> [REQUEST] Pull each line containing "this" out of the data and copy it.

> [Records from a data source]

·····

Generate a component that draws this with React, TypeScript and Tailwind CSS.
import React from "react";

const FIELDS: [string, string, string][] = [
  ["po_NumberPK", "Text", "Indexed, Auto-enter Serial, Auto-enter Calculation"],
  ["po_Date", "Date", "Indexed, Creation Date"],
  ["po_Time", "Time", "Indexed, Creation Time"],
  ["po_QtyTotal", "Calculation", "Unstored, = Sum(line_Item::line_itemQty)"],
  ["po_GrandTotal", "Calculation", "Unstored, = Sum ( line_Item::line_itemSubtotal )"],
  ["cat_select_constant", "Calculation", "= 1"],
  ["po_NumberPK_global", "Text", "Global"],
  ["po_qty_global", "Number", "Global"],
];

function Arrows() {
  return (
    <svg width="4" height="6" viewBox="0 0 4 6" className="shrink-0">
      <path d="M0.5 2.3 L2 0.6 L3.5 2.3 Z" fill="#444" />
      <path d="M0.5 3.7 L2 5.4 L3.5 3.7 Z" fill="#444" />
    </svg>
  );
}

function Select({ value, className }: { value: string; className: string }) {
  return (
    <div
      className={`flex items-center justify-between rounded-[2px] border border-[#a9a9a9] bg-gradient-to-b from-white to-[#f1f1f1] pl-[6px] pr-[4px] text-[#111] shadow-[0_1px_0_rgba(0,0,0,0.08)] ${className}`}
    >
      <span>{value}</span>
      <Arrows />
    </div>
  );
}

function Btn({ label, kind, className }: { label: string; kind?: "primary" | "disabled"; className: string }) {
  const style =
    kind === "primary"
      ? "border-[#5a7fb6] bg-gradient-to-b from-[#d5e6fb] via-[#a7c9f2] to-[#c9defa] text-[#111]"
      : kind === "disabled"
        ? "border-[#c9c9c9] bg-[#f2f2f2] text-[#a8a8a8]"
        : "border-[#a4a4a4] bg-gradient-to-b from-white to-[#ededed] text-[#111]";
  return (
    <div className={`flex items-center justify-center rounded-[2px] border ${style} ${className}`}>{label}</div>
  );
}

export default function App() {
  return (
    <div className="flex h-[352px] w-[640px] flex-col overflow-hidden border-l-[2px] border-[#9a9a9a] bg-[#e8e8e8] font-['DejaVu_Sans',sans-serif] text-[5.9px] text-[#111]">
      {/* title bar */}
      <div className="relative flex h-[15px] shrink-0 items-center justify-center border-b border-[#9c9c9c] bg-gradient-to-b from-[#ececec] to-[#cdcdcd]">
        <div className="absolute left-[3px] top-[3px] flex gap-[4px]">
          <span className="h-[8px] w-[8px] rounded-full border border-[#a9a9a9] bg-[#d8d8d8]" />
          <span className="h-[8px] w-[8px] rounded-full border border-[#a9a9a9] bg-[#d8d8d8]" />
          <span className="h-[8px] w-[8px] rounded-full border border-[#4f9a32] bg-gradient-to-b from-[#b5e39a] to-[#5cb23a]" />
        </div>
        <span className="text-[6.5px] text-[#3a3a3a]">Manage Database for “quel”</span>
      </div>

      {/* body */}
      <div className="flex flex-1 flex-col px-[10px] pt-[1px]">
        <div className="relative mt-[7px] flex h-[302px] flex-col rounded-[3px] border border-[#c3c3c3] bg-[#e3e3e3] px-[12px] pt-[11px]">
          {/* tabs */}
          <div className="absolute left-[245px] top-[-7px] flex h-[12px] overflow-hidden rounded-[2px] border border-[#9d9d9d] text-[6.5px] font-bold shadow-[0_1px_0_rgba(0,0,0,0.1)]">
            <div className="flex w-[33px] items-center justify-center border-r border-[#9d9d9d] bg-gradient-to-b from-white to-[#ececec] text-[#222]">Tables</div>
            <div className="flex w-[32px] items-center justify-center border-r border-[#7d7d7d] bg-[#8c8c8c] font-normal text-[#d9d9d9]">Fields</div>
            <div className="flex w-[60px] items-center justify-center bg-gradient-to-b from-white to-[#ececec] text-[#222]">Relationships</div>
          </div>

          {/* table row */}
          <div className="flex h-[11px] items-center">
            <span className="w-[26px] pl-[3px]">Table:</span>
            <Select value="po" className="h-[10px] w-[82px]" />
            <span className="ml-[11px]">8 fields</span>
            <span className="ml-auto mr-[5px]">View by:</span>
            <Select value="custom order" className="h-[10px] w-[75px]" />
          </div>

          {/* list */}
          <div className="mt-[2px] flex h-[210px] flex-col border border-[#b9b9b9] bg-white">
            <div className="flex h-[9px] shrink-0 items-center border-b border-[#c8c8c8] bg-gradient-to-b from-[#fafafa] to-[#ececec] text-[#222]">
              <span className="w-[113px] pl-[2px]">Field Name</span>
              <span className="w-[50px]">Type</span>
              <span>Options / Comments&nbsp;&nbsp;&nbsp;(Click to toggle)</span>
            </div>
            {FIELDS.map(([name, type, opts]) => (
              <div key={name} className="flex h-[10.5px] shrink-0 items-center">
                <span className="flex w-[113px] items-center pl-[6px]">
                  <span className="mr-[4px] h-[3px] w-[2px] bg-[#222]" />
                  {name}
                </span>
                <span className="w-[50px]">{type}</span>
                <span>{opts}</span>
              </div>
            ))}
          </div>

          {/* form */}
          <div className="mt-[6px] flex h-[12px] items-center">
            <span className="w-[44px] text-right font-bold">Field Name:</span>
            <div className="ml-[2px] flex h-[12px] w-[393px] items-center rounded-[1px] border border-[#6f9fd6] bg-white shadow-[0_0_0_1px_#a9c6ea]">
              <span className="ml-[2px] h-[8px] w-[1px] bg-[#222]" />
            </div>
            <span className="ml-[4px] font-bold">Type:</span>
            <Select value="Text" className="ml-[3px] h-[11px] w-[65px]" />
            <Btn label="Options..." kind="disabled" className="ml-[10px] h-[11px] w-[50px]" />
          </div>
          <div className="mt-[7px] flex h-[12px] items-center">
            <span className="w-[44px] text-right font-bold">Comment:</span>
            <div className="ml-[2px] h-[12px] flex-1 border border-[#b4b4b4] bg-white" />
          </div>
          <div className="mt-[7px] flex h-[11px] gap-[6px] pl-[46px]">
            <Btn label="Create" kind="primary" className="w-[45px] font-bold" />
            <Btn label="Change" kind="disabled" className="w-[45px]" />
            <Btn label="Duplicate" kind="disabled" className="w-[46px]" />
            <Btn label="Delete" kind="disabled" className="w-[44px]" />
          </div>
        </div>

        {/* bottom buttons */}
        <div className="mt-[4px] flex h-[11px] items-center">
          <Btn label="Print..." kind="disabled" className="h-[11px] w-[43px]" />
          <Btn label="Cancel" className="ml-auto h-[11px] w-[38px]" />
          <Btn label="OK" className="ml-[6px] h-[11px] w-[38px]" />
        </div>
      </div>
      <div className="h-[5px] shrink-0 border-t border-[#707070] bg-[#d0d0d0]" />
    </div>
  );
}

·····

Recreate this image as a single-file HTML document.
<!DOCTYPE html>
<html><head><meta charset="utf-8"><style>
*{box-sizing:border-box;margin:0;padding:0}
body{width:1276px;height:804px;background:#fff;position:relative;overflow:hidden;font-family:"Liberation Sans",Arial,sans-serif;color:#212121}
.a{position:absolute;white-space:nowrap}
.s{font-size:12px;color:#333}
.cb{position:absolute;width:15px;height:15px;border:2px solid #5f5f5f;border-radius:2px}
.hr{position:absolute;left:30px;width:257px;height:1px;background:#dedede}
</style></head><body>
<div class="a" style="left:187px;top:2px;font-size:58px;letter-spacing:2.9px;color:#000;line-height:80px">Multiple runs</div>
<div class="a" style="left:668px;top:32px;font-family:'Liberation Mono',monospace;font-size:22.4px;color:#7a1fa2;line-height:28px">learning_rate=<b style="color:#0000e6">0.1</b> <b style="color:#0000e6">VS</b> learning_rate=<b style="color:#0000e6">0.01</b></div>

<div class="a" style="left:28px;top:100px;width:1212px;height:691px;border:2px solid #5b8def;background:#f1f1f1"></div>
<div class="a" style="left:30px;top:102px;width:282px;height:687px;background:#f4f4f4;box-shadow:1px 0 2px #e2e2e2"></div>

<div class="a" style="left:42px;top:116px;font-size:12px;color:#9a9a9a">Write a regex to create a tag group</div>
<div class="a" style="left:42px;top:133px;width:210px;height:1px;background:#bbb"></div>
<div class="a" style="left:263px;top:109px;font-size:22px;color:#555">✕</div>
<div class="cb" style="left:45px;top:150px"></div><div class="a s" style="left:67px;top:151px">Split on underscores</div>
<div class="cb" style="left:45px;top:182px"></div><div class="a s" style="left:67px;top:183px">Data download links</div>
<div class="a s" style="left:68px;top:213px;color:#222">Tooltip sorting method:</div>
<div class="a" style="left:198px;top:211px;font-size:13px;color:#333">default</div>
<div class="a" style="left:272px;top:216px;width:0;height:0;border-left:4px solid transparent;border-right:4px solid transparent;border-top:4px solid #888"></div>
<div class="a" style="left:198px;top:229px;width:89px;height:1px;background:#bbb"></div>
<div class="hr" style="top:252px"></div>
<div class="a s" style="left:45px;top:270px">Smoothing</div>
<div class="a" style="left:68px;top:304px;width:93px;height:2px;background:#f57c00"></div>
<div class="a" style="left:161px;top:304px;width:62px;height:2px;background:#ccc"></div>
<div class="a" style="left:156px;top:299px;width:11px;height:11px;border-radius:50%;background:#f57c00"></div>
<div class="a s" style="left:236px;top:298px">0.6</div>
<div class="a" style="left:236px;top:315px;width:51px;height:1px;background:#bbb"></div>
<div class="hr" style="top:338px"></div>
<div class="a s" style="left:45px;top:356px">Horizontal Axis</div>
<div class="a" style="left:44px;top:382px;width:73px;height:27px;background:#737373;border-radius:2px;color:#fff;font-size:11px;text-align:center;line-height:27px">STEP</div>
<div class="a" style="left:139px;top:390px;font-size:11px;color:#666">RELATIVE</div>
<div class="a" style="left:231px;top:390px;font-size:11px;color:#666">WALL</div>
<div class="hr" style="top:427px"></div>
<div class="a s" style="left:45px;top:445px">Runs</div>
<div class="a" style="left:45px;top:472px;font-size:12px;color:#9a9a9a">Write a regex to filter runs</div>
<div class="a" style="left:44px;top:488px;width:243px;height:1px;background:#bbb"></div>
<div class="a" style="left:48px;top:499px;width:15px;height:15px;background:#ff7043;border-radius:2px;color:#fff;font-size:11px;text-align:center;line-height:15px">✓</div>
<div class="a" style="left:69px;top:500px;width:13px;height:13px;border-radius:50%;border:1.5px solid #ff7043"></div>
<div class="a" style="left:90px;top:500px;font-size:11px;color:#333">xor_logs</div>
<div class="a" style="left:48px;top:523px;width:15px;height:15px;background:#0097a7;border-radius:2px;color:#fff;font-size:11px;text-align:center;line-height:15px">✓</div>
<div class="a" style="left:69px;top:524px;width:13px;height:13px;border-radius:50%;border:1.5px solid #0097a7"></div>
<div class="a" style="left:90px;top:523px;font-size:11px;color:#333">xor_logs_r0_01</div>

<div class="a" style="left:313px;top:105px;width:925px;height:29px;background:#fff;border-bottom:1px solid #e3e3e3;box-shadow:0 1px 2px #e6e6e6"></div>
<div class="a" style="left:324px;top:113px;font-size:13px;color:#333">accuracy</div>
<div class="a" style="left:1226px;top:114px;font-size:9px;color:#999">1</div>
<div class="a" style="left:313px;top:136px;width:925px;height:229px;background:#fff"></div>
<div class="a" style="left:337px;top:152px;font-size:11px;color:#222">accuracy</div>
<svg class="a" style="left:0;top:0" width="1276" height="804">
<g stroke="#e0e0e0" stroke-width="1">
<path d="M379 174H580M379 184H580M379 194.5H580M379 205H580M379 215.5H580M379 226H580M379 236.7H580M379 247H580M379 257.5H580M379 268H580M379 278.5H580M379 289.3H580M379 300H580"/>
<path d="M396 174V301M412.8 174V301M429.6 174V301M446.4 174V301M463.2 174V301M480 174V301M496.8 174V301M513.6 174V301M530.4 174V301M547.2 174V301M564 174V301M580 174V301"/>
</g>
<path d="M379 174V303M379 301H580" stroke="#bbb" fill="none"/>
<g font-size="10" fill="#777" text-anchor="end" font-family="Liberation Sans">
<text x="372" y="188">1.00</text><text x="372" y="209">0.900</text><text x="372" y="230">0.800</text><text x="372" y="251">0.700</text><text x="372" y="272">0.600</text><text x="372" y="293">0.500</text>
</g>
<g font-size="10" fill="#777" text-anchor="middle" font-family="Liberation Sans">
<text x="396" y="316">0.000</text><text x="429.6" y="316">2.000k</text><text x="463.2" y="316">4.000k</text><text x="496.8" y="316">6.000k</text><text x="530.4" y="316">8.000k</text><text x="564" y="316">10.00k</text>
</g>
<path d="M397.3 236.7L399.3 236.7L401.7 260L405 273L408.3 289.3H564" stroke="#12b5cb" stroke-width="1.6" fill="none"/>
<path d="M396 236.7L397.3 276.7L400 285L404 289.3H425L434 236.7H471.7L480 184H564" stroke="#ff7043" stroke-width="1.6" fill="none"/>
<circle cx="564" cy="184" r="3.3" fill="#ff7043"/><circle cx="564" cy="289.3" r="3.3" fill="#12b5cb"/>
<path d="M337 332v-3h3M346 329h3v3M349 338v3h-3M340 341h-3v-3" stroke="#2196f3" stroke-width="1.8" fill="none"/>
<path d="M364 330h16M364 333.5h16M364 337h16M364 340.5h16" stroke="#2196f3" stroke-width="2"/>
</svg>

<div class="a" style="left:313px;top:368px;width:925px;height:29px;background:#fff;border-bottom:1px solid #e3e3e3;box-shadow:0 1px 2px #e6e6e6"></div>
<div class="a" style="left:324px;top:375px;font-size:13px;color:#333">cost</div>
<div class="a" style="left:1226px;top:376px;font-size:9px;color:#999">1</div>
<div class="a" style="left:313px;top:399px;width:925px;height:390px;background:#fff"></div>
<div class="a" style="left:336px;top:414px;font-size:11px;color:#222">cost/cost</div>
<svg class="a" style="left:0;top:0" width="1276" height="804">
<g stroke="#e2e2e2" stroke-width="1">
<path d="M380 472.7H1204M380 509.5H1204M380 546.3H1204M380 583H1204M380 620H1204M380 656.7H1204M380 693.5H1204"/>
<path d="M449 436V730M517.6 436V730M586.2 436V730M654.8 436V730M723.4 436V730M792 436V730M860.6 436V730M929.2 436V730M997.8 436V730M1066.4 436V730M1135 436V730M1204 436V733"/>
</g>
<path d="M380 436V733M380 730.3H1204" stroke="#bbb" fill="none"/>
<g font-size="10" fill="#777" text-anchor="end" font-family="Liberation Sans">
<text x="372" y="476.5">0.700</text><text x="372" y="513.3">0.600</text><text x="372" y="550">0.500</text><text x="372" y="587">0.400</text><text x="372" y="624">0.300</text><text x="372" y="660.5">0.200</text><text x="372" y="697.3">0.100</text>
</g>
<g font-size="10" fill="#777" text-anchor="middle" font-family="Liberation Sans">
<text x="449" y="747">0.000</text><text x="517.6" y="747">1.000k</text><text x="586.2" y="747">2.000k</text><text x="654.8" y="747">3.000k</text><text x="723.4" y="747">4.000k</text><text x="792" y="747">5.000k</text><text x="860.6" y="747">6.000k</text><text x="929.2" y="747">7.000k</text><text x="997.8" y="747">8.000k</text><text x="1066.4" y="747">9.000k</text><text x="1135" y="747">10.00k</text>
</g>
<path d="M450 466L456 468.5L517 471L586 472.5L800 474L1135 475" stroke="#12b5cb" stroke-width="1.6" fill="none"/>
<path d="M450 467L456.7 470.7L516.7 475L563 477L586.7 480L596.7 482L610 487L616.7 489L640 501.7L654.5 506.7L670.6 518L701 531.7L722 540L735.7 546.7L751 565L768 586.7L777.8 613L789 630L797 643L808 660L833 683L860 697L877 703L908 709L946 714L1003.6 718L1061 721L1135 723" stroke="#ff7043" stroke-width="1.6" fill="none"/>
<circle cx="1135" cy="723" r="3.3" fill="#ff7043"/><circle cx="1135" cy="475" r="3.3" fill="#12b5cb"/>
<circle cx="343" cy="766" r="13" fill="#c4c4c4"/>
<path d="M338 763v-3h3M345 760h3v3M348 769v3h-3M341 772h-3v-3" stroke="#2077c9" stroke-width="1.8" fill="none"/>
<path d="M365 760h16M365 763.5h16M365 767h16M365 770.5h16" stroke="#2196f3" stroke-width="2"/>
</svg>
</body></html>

·····

> [ANSWER TO THE TASK]
Generate a component that draws this with React, TypeScript and Tailwind CSS.
Recreate this image as a single-file HTML document.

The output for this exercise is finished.